→ COLLECTED DATA
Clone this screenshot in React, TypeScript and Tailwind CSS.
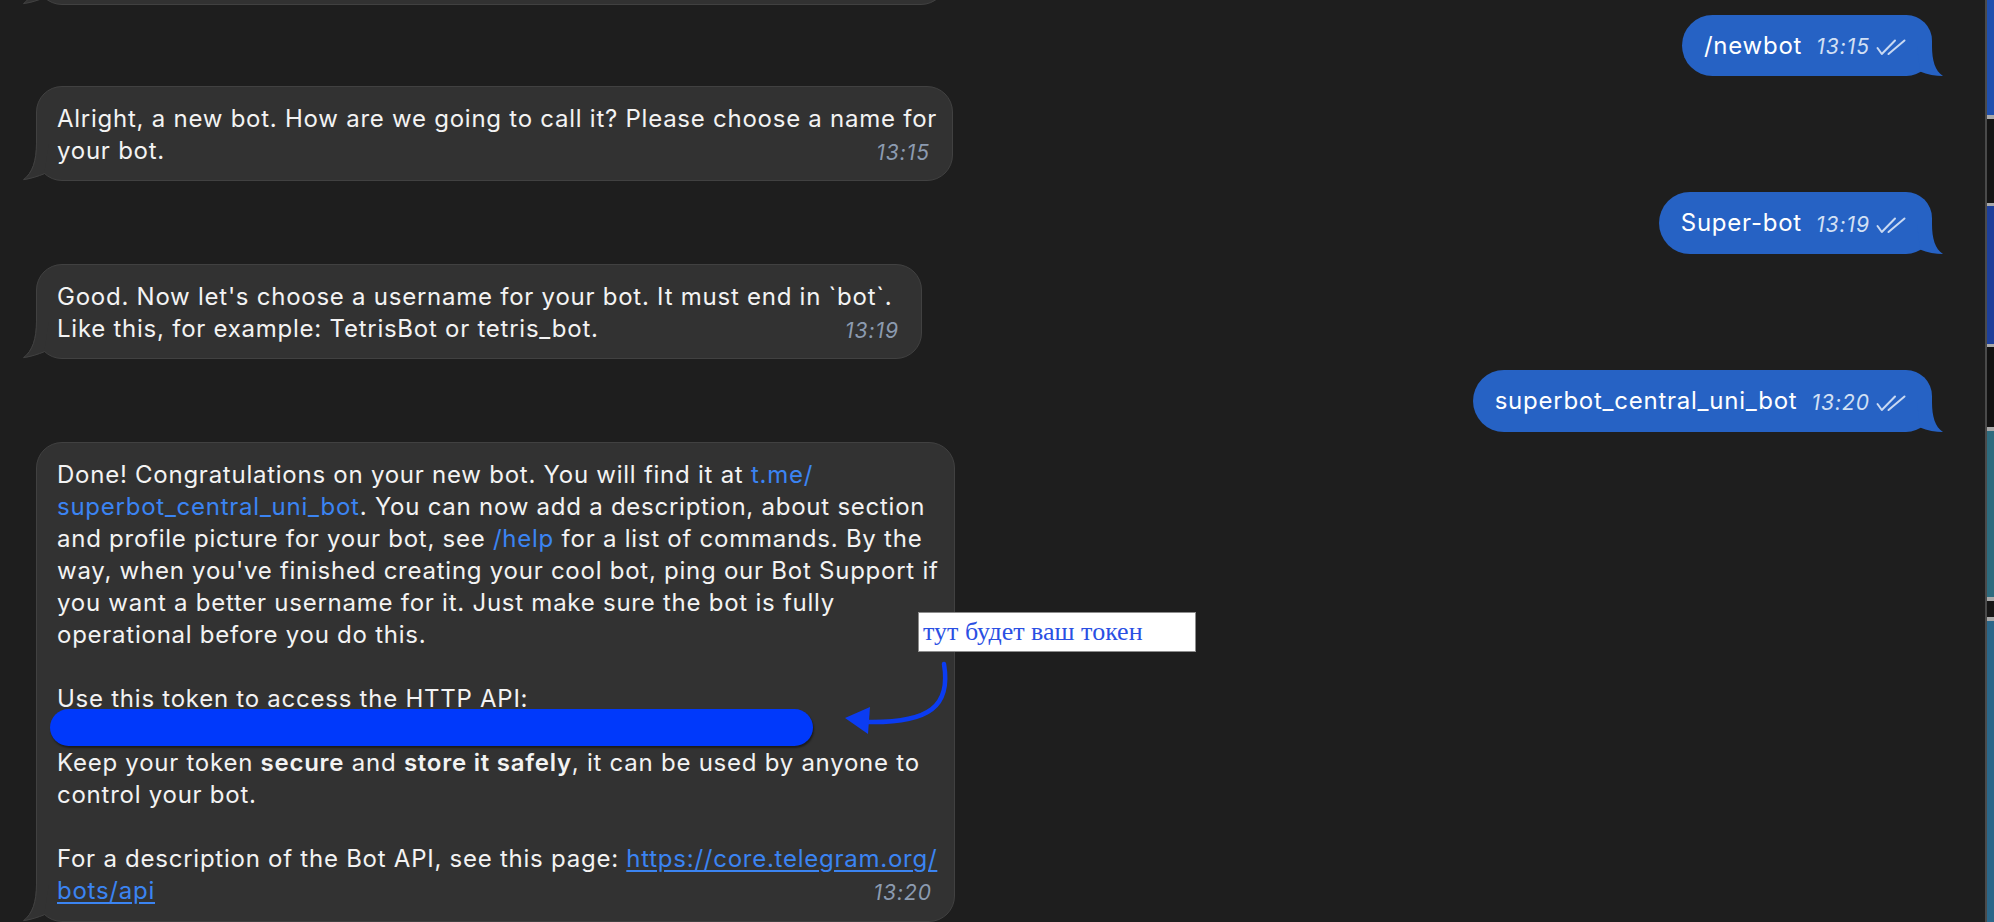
import React from "react";

function InTail() {
  return (
    <svg
      className="absolute left-[-14px] bottom-[-1px]"
      width="30"
      height="38"
      viewBox="0 0 30 38"
    >
      <path d="M13 0 C13 18 9 30 0 37 C8 36 15 33.5 21.2 30.8 L26 0 Z" fill="#323232" />
      <path
        d="M13.5 0 C13.5 18 9.5 30 0.5 36.6 C8 35.6 15 33.3 21.2 30.8"
        fill="none"
        stroke="#414141"
        strokeWidth="1"
      />
    </svg>
  );
}

function OutTail() {
  return (
    <svg
      className="absolute right-[-11px] bottom-0"
      width="26"
      height="30"
      viewBox="0 0 26 30"
    >
      <path d="M15 0 C15 14 18 25 26 30 C19 30 10 28.5 3 25.5 L0 0 Z" fill="#2662c4" />
    </svg>
  );
}

function Checks() {
  return (
    <svg width="30" height="17" viewBox="0 0 30 17" className="ml-[6px] mt-[4px]">
      <path
        d="M1.5 9 L5.8 15 L19 1.5 M12.5 15 L28.5 1.5"
        fill="none"
        stroke="#c9d9f2"
        strokeWidth="2"
        strokeLinecap="round"
        strokeLinejoin="round"
      />
    </svg>
  );
}

function OutBubble({ text, time, mt }: { text: string; time: string; mt: string }) {
  return (
    <div
      className={`relative self-end mr-[53px] h-[62px] flex items-center bg-[#2662c4] rounded-l-[31px] rounded-r-[26px] pl-[22px] pr-[26px] ${mt}`}
    >
      <span className="text-[24px] tracking-[0.75px] text-white leading-[32px]">{text}</span>
      <span className="ml-[14px] text-[21px] tracking-[1px] italic text-[#d3e0f4] leading-[32px] mt-[3px]">
        {time}
      </span>
      <Checks />
      <OutTail />
    </div>
  );
}

function Time({ t }: { t: string }) {
  return (
    <span className="text-[21px] tracking-[1px] italic text-[#8c9bb0] leading-[32px] mt-[2px]">{t}</span>
  );
}

const inBase =
  "relative ml-[36px] bg-[#323232] border border-[#414141] rounded-[26px] pl-[20px] pr-[22px] pt-[16px] text-[24px] tracking-[0.75px] leading-[32px] text-[#f3f3f3] whitespace-nowrap";

const link = "text-[#3b84f2]";

export default function App() {
  return (
    <div className="w-[1994px] h-[922px] overflow-hidden bg-[#1e1e1e] flex font-['Inter','Noto_Sans',sans-serif]">
      <div className="relative flex-1 flex flex-col items-start overflow-hidden">
        {/* partially visible previous bubble */}
        <div className={`${inBase} w-[911px] h-[100px] mt-[-95px] pb-[11px]`}>
          <InTail />
        </div>

        <OutBubble text="/newbot" time="13:15" mt="mt-[10px]" />

        <div className={`${inBase} w-[917px] mt-[10px] pb-[11px]`}>
          <div>Alright, a new bot. How are we going to call it? Please choose a name for</div>
          <div className="flex justify-between">
            <span>your bot.</span>
            <Time t="13:15" />
          </div>
          <InTail />
        </div>

        <OutBubble text="Super-bot" time="13:19" mt="mt-[11px]" />

        <div className={`${inBase} w-[886px] mt-[10px] pb-[11px]`}>
          <div>Good. Now let's choose a username for your bot. It must end in `bot`.</div>
          <div className="flex justify-between">
            <span>Like this, for example: TetrisBot or tetris_bot.</span>
            <Time t="13:19" />
          </div>
          <InTail />
        </div>

        <OutBubble text="superbot_central_uni_bot" time="13:20" mt="mt-[11px]" />

        <div className={`${inBase} w-[919px] mt-[10px] pb-[12px]`}>
          <div>
            Done! Congratulations on your new bot. You will find it at <span className={link}>t.me/</span>
          </div>
          <div>
            <span className={link}>superbot_central_uni_bot</span>. You can now add a description, about section
          </div>
          <div>
            and profile picture for your bot, see <span className={link}>/help</span> for a list of commands. By the
          </div>
          <div>way, when you've finished creating your cool bot, ping our Bot Support if</div>
          <div>you want a better username for it. Just make sure the bot is fully</div>
          <div>operational before you do this.</div>
          <div className="h-[32px]" />
          <div>Use this token to access the HTTP API:</div>
          <div className="relative h-[32px]">
            <div className="absolute left-[-7px] top-[-6px] w-[763px] h-[37px] rounded-full bg-[#0039fb] shadow-[1px_2px_2px_rgba(0,0,0,0.45)]" />
          </div>
          <div>
            Keep your token <span className="font-semibold">secure</span> and{" "}
            <span className="font-semibold">store it safely</span>, it can be used by anyone to
          </div>
          <div>control your bot.</div>
          <div className="h-[32px]" />
          <div>
            For a description of the Bot API, see this page:{" "}
            <span className={`${link} underline underline-offset-[3px]`}>https://core.telegram.org/</span>
          </div>
          <div className="flex justify-between">
            <span className={`${link} underline underline-offset-[3px]`}>bots/api</span>
            <Time t="13:20" />
          </div>
          <InTail />
        </div>

        {/* annotation overlay */}
        <div className="absolute left-[918px] top-[612px] w-[278px] h-[40px] bg-white border border-[#8d8d8d] pl-[4px] flex items-center font-['Liberation_Serif',serif] text-[26px] tracking-normal text-[#2a4fe3] leading-none">
          тут будет ваш токен
        </div>
        <svg className="absolute left-[830px] top-[655px]" width="130" height="90" viewBox="830 655 130 90">
          <path
            d="M944 664 C951 706 930 723 868 722"
            fill="none"
            stroke="#0b3cf2"
            strokeWidth="4.5"
            strokeLinecap="round"
          />
          <path d="M845 718 L870 707 L868 734 Z" fill="#0b3cf2" />
        </svg>
      </div>
      <div className="w-[2px] bg-[#4a4a4a]" />
      <div className="w-[7px] flex flex-col">
        <div className="h-[115px] bg-[#1f4fae]" />
        <div className="h-[4px] bg-[#a9a9a9]" />
        <div className="h-[84px] bg-[#151515]" />
        <div className="h-[3px] bg-[#a9a9a9]" />
        <div className="h-[138px] bg-[#1d3f9a]" />
        <div className="h-[3px] bg-[#a9a9a9]" />
        <div className="h-[80px] bg-[#121212]" />
        <div className="h-[4px] bg-[#a9a9a9]" />
        <div className="h-[166px] bg-[#2d6b7e]" />
        <div className="h-[4px] bg-[#a9a9a9]" />
        <div className="h-[16px] bg-[#161616]" />
        <div className="h-[4px] bg-[#a9a9a9]" />
        <div className="flex-1 bg-[#2a6689]" />
      </div>
    </div>
  );
}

→ WORK INSTRUCTIONS
Keep the pictures out of the copy and return the rest of the data above exactly.

→ RESPONSE TO THE TASK
Clone this screenshot in React, TypeScript and Tailwind CSS.
import React from "react";

function InTail() {
  return (
    <svg
      className="absolute left-[-14px] bottom-[-1px]"
      width="30"
      height="38"
      viewBox="0 0 30 38"
    >
      <path d="M13 0 C13 18 9 30 0 37 C8 36 15 33.5 21.2 30.8 L26 0 Z" fill="#323232" />
      <path
        d="M13.5 0 C13.5 18 9.5 30 0.5 36.6 C8 35.6 15 33.3 21.2 30.8"
        fill="none"
        stroke="#414141"
        strokeWidth="1"
      />
    </svg>
  );
}

function OutTail() {
  return (
    <svg
      className="absolute right-[-11px] bottom-0"
      width="26"
      height="30"
      viewBox="0 0 26 30"
    >
      <path d="M15 0 C15 14 18 25 26 30 C19 30 10 28.5 3 25.5 L0 0 Z" fill="#2662c4" />
    </svg>
  );
}

function Checks() {
  return (
    <svg width="30" height="17" viewBox="0 0 30 17" className="ml-[6px] mt-[4px]">
      <path
        d="M1.5 9 L5.8 15 L19 1.5 M12.5 15 L28.5 1.5"
        fill="none"
        stroke="#c9d9f2"
        strokeWidth="2"
        strokeLinecap="round"
        strokeLinejoin="round"
      />
    </svg>
  );
}

function OutBubble({ text, time, mt }: { text: string; time: string; mt: string }) {
  return (
    <div
      className={`relative self-end mr-[53px] h-[62px] flex items-center bg-[#2662c4] rounded-l-[31px] rounded-r-[26px] pl-[22px] pr-[26px] ${mt}`}
    >
      <span className="text-[24px] tracking-[0.75px] text-white leading-[32px]">{text}</span>
      <span className="ml-[14px] text-[21px] tracking-[1px] italic text-[#d3e0f4] leading-[32px] mt-[3px]">
        {time}
      </span>
      <Checks />
      <OutTail />
    </div>
  );
}

function Time({ t }: { t: string }) {
  return (
    <span className="text-[21px] tracking-[1px] italic text-[#8c9bb0] leading-[32px] mt-[2px]">{t}</span>
  );
}

const inBase =
  "relative ml-[36px] bg-[#323232] border border-[#414141] rounded-[26px] pl-[20px] pr-[22px] pt-[16px] text-[24px] tracking-[0.75px] leading-[32px] text-[#f3f3f3] whitespace-nowrap";

const link = "text-[#3b84f2]";

export default function App() {
  return (
    <div className="w-[1994px] h-[922px] overflow-hidden bg-[#1e1e1e] flex font-['Inter','Noto_Sans',sans-serif]">
      <div className="relative flex-1 flex flex-col items-start overflow-hidden">
        {/* partially visible previous bubble */}
        <div className={`${inBase} w-[911px] h-[100px] mt-[-95px] pb-[11px]`}>
          <InTail />
        </div>

        <OutBubble text="/newbot" time="13:15" mt="mt-[10px]" />

        <div className={`${inBase} w-[917px] mt-[10px] pb-[11px]`}>
          <div>Alright, a new bot. How are we going to call it? Please choose a name for</div>
          <div className="flex justify-between">
            <span>your bot.</span>
            <Time t="13:15" />
          </div>
          <InTail />
        </div>

        <OutBubble text="Super-bot" time="13:19" mt="mt-[11px]" />

        <div className={`${inBase} w-[886px] mt-[10px] pb-[11px]`}>
          <div>Good. Now let's choose a username for your bot. It must end in `bot`.</div>
          <div className="flex justify-between">
            <span>Like this, for example: TetrisBot or tetris_bot.</span>
            <Time t="13:19" />
          </div>
          <InTail />
        </div>

        <OutBubble text="superbot_central_uni_bot" time="13:20" mt="mt-[11px]" />

        <div className={`${inBase} w-[919px] mt-[10px] pb-[12px]`}>
          <div>
            Done! Congratulations on your new bot. You will find it at <span className={link}>t.me/</span>
          </div>
          <div>
            <span className={link}>superbot_central_uni_bot</span>. You can now add a description, about section
          </div>
          <div>
            and profile picture for your bot, see <span className={link}>/help</span> for a list of commands. By the
          </div>
          <div>way, when you've finished creating your cool bot, ping our Bot Support if</div>
          <div>you want a better username for it. Just make sure the bot is fully</div>
          <div>operational before you do this.</div>
          <div className="h-[32px]" />
          <div>Use this token to access the HTTP API:</div>
          <div className="relative h-[32px]">
            <div className="absolute left-[-7px] top-[-6px] w-[763px] h-[37px] rounded-full bg-[#0039fb] shadow-[1px_2px_2px_rgba(0,0,0,0.45)]" />
          </div>
          <div>
            Keep your token <span className="font-semibold">secure</span> and{" "}
            <span className="font-semibold">store it safely</span>, it can be used by anyone to
          </div>
          <div>control your bot.</div>
          <div className="h-[32px]" />
          <div>
            For a description of the Bot API, see this page:{" "}
            <span className={`${link} underline underline-offset-[3px]`}>https://core.telegram.org/</span>
          </div>
          <div className="flex justify-between">
            <span className={`${link} underline underline-offset-[3px]`}>bots/api</span>
            <Time t="13:20" />
          </div>
          <InTail />
        </div>

        {/* annotation overlay */}
        <div className="absolute left-[918px] top-[612px] w-[278px] h-[40px] bg-white border border-[#8d8d8d] pl-[4px] flex items-center font-['Liberation_Serif',serif] text-[26px] tracking-normal text-[#2a4fe3] leading-none">
          тут будет ваш токен
        </div>
        <svg className="absolute left-[830px] top-[655px]" width="130" height="90" viewBox="830 655 130 90">
          <path
            d="M944 664 C951 706 930 723 868 722"
            fill="none"
            stroke="#0b3cf2"
            strokeWidth="4.5"
            strokeLinecap="round"
          />
          <path d="M845 718 L870 707 L868 734 Z" fill="#0b3cf2" />
        </svg>
      </div>
      <div className="w-[2px] bg-[#4a4a4a]" />
      <div className="w-[7px] flex flex-col">
        <div className="h-[115px] bg-[#1f4fae]" />
        <div className="h-[4px] bg-[#a9a9a9]" />
        <div className="h-[84px] bg-[#151515]" />
        <div className="h-[3px] bg-[#a9a9a9]" />
        <div className="h-[138px] bg-[#1d3f9a]" />
        <div className="h-[3px] bg-[#a9a9a9]" />
        <div className="h-[80px] bg-[#121212]" />
        <div className="h-[4px] bg-[#a9a9a9]" />
        <div className="h-[166px] bg-[#2d6b7e]" />
        <div className="h-[4px] bg-[#a9a9a9]" />
        <div className="h-[16px] bg-[#161616]" />
        <div className="h-[4px] bg-[#a9a9a9]" />
        <div className="flex-1 bg-[#2a6689]" />
      </div>
    </div>
  );
}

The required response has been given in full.